• _What the task asks_: Pick out all lines in the listing holding the string "TypeScript" and copy them.

* * * * * * * * *

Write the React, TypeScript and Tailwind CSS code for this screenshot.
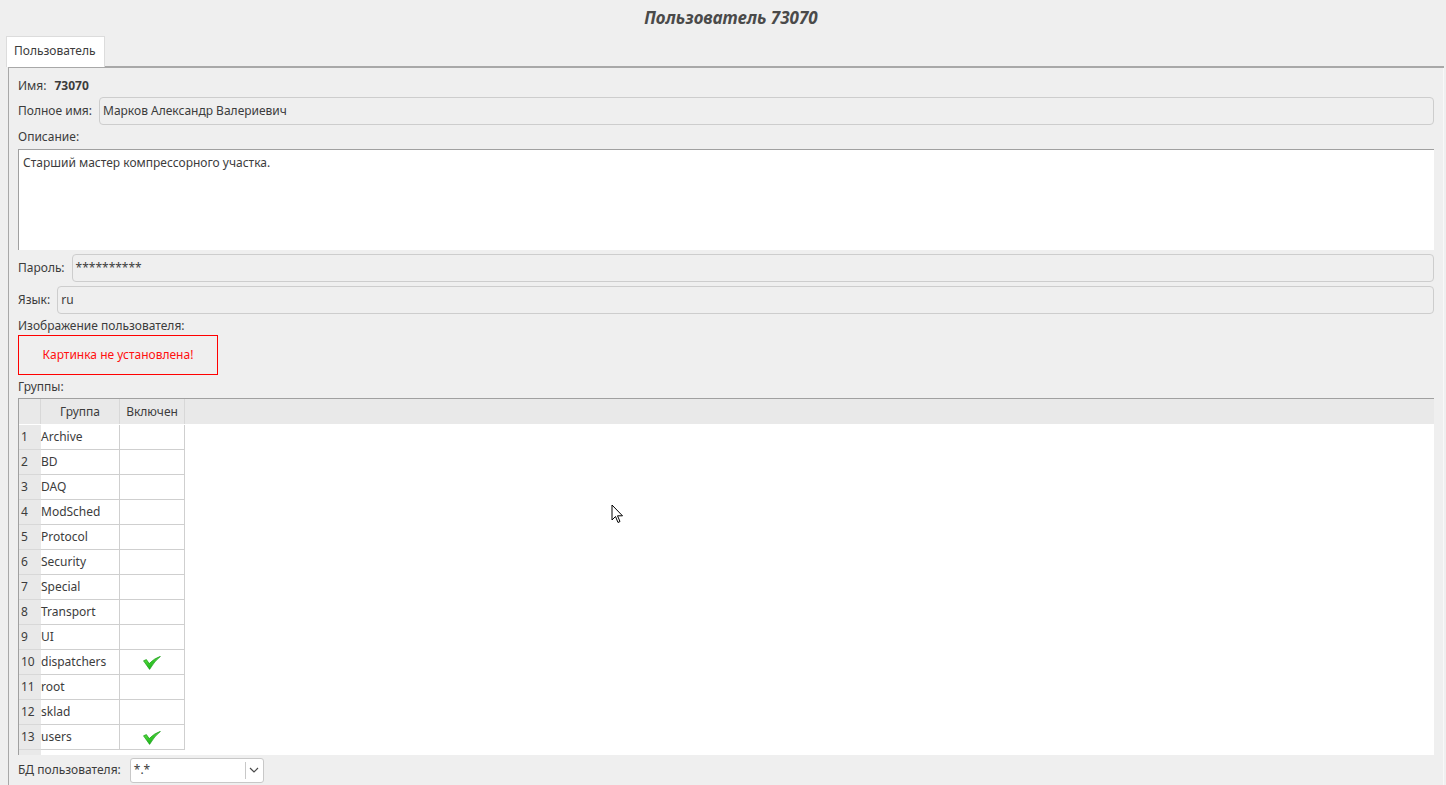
import React from "react";

const groups: { name: string; on: boolean }[] = [
  { name: "Archive", on: false },
  { name: "BD", on: false },
  { name: "DAQ", on: false },
  { name: "ModSched", on: false },
  { name: "Protocol", on: false },
  { name: "Security", on: false },
  { name: "Special", on: false },
  { name: "Transport", on: false },
  { name: "UI", on: false },
  { name: "dispatchers", on: true },
  { name: "root", on: false },
  { name: "sklad", on: false },
  { name: "users", on: true },
];

const Check = () => (
  <svg width={18} height={14} viewBox="0 0 18 14" className="mt-[1px]">
    <defs>
      <linearGradient id="chk" x1="0" y1="0" x2="0.6" y2="1">
        <stop offset="0" stopColor="#6be84a" />
        <stop offset="1" stopColor="#0fae12" />
      </linearGradient>
    </defs>
    <path
      d="M0.5 4.8 L3.4 3.6 L6.2 7.6 Q11 2.5 17.5 0.3 Q11.5 5 6.6 13.4 Z"
      fill="url(#chk)"
      stroke="#169b16"
      strokeWidth="0.7"
      strokeLinejoin="round"
    />
  </svg>
);

const Field = ({ label, value }: { label: string; value: string }) => (
  <div className="flex items-center h-[28px] mb-[4px]">
    <span className="pr-[7px]">{label}</span>
    <div className="flex-1 h-[28px] flex items-center px-[3px] border border-[#cdcdcd] rounded-[4px] bg-[#efefef]">
      {value}
    </div>
  </div>
);

export default function App() {
  return (
    <div className="relative w-[1446px] h-[785px] overflow-hidden bg-[#efefef] font-['Noto_Sans',sans-serif] text-[12px] text-[#3c3c3c]">
      <div className="h-[36px] flex items-center justify-center pl-[16px] text-[17px] font-bold italic text-[#4a4a4a]">
        Пользователь 73070
      </div>
      <div className="flex pl-[6px] h-[30px]">
        <div className="w-[99px] h-[31px] bg-white border border-b-0 border-[#dcdcdc] flex items-center pl-[7px] pb-[2px] relative z-10">
          Пользователь
        </div>
      </div>
      <div className="ml-[8px] w-[1436px] h-[719px] border-t-2 border-l border-[#a8a8a8] flex">
        <div className="w-[1425px] pl-[9px] pt-[6px] flex flex-col">
          <div className="flex items-center h-[24px]">
            <span>Имя:</span>
            <span className="ml-[8px] font-bold">73070</span>
          </div>
          <div className="flex items-center h-[28px] -mt-[1px]">
            <span className="pr-[7px]">Полное имя:</span>
            <div className="flex-1 h-[28px] flex items-center px-[3px] border border-[#cdcdcd] rounded-[4px]">
              Марков Александр Валериевич
            </div>
          </div>
          <div className="h-[24px] flex items-center">Описание:</div>
          <div className="h-[101px] bg-white border-t border-l border-[#a0a0a0] px-[4px] pt-[4px] mb-[4px]">
            Старший мастер компрессорного участка.
          </div>
          <Field label="Пароль:" value="**********" />
          <Field label="Язык:" value="ru" />
          <div className="h-[21px] flex items-center -mt-[4px] pt-[3px]">Изображение пользователя:</div>
          <div className="w-[200px] h-[40px] border border-[#ff0000] flex items-center justify-center text-[#ff1010]">
            Картинка не установлена!
          </div>
          <div className="h-[23px] flex items-center">Группы:</div>
          <div className="h-[357px] border-t border-l border-[#a0a0a0] bg-white flex flex-col">
            <div className="flex h-[26px] bg-[#e9e9e9] border-b border-white">
              <div className="w-[22px] border-r border-[#d8d8d8]" />
              <div className="w-[79px] border-r border-[#d8d8d8] flex items-center justify-center">Группа</div>
              <div className="w-[65px] border-r border-[#d8d8d8] flex items-center justify-center">Включен</div>
            </div>
            {groups.map((g, i) => (
              <div key={g.name} className="flex h-[25px]">
                <div className="w-[22px] bg-[#e9e9e9] border-b border-[#d8d8d8] flex items-center pl-[2px]">
                  {i + 1}
                </div>
                <div className="w-[79px] border-r border-b border-[#cfcfcf] flex items-center">{g.name}</div>
                <div className="w-[65px] border-r border-b border-[#cfcfcf] flex items-center justify-center">
                  {g.on && <Check />}
                </div>
              </div>
            ))}
            <div className="w-[22px] flex-1 bg-[#e9e9e9]" />
          </div>
          <div className="flex items-center h-[30px]">
            <span className="pr-[9px]">БД пользователя:</span>
            <div className="w-[134px] h-[25px] bg-white border border-[#c8c8c8] rounded-[3px] flex items-center">
              <span className="flex-1 pl-[3px]">*.*</span>
              <div className="w-[18px] h-[17px] border-l border-[#c8c8c8] flex items-center justify-center">
                <svg width={10} height={6} viewBox="0 0 10 6">
                  <path d="M1 1 L5 5 L9 1" fill="none" stroke="#4a4a4a" strokeWidth="1.2" />
                </svg>
              </div>
            </div>
          </div>
        </div>
        <div className="w-[9px]" />
        <div className="w-[1px] bg-[#f8f8f8]" />
      </div>
      <svg className="absolute left-[611px] top-[504px]" width={13} height={20} viewBox="0 0 13 20">
        <path d="M1 1 L1 16 L4.5 12.5 L7 18.5 L9 17.5 L6.5 11.8 L11.5 11.8 Z" fill="#fff" stroke="#000" strokeWidth="1" strokeLinejoin="round" />
      </svg>
    </div>
  );
}
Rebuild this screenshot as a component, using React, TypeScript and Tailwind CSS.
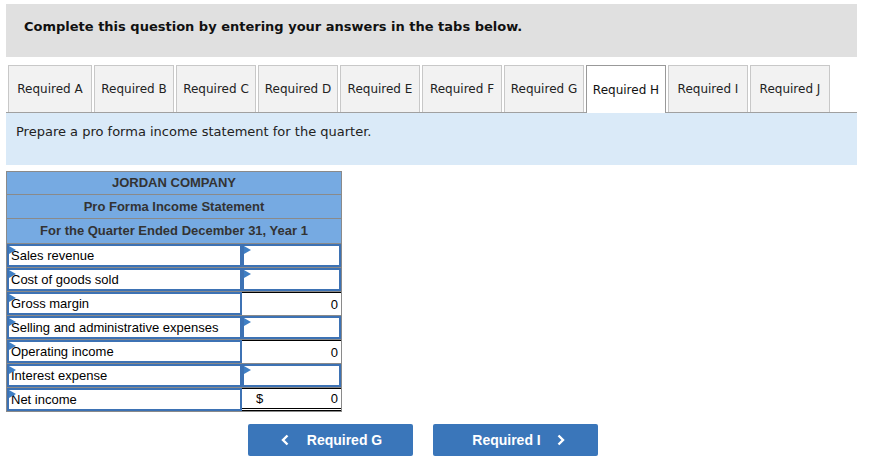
import React from "react";

const tabs = ["A", "B", "C", "D", "E", "F", "G", "H", "I", "J"];

const rows: { label: string; input: boolean; value?: string; dollar?: boolean; double?: boolean }[] = [
  { label: "Sales revenue", input: true },
  { label: "Cost of goods sold", input: true },
  { label: "Gross margin", input: false, value: "0" },
  { label: "Selling and administrative expenses", input: true },
  { label: "Operating income", input: false, value: "0" },
  { label: "Interest expense", input: true },
  { label: "Net income", input: false, value: "0", dollar: true, double: true },
];

function Flag() {
  return (
    <svg className="absolute left-0 top-0" width="7" height="8" viewBox="0 0 7 8">
      <polygon points="0,0 7,4 0,8" fill="#3f7fc4" />
    </svg>
  );
}

export default function App() {
  return (
    <div className="w-[869px] h-[465px] bg-white pt-[4px] pl-[6px]">
      <div className="w-[851px] h-[53px] bg-[#e0e0e0] flex items-center pl-[18px] pb-[7px] font-['DejaVu_Sans',sans-serif] font-bold text-[13px] text-[#111]">
        Complete this question by entering your answers in the tabs below.
      </div>
      <div className="mt-[8px] w-[851px] flex items-end pl-[2px] gap-[2px] border-b border-[#a0a0a0] font-['DejaVu_Sans',sans-serif] text-[12px] text-[#222] whitespace-nowrap">
        {tabs.map((t) => {
          const active = t === "H";
          const w = t === "A" ? "w-[84px]" : "w-[80px]";
          return (
            <div
              key={t}
              className={
                active
                  ? `${w} shrink-0 h-[48px] -mb-px flex items-center justify-center bg-white border border-b-0 border-[#999] text-[#111]`
                  : `${w} shrink-0 h-[47px] flex items-center justify-center bg-[#f2f2f2] border border-b-0 border-[#c8c8c8]`
              }
            >
              Required {t}
            </div>
          );
        })}
      </div>
      <div className="w-[851px] h-[52px] bg-[#daeaf8] pl-[10px] pt-[9px] font-['DejaVu_Sans',sans-serif] text-[13px] text-[#222]">
        Prepare a pro forma income statement for the quarter.
      </div>
      <div className="mt-[6px] w-[336px] border border-[#8a8a8a] bg-[#8a9bb0] font-['Liberation_Sans',Arial,sans-serif] text-[13px] text-[#222]">
        <div className="h-[23px] bg-[#76aae2] flex items-center justify-center font-bold text-[#333] border-b border-[#8a8a8a]">JORDAN COMPANY</div>
        <div className="h-[24px] bg-[#76aae2] flex items-center justify-center font-bold text-[#333] border-b border-[#8a8a8a]">Pro Forma Income Statement</div>
        <div className="h-[24px] bg-[#76aae2] flex items-center justify-center font-bold text-[#333]">For the Quarter Ended December 31, Year 1</div>
        {rows.map((r, i) => (
          <div key={i} className="flex h-[24px] bg-white border-t border-[#8a8a8a]">
            <div className="relative w-[235px] h-full border-2 border-[#3d72b4] flex items-center pl-[2px] pt-[1px] text-black">
              <Flag />
              {r.label}
            </div>
            <div
              className={
                r.input
                  ? "relative flex-1 h-full border-2 border-[#3d72b4] bg-white"
                  : "relative flex-1 h-full flex items-center justify-between pl-[14px] pr-[3px] pt-[1px] bg-white text-black border-t border-black " +
                    (r.double ? "border-b-[3px] border-b-black border-double" : "")
              }
            >
              {r.input ? <Flag /> : null}
              {!r.input && <span>{r.dollar ? "$" : ""}</span>}
              {!r.input && <span>{r.value}</span>}
            </div>
          </div>
        ))}
      </div>
      <div className="mt-[12px] flex pl-[242px] gap-[20px] font-['Liberation_Sans',Arial,sans-serif] font-bold text-[14px] text-white">
        <div className="w-[165px] h-[32px] rounded-[2px] bg-[#3a76ba] flex items-center justify-center gap-[18px] pl-[2px]">
          <svg width="8" height="12" viewBox="0 0 8 12"><path d="M6.5 1.5 L2 6 L6.5 10.5" fill="none" stroke="white" strokeWidth="2.4" /></svg>
          <span>Required G</span>
        </div>
        <div className="w-[165px] h-[32px] rounded-[2px] bg-[#3a76ba] flex items-center justify-center gap-[16px] pl-[6px]">
          <span>Required I</span>
          <svg width="8" height="12" viewBox="0 0 8 12"><path d="M1.5 1.5 L6 6 L1.5 10.5" fill="none" stroke="white" strokeWidth="2.4" /></svg>
        </div>
      </div>
    </div>
  );
}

* * * * * * * * *

• _Problem solution_:
Write the React, TypeScript and Tailwind CSS code for this screenshot.
Rebuild this screenshot as a component, using React, TypeScript and Tailwind CSS.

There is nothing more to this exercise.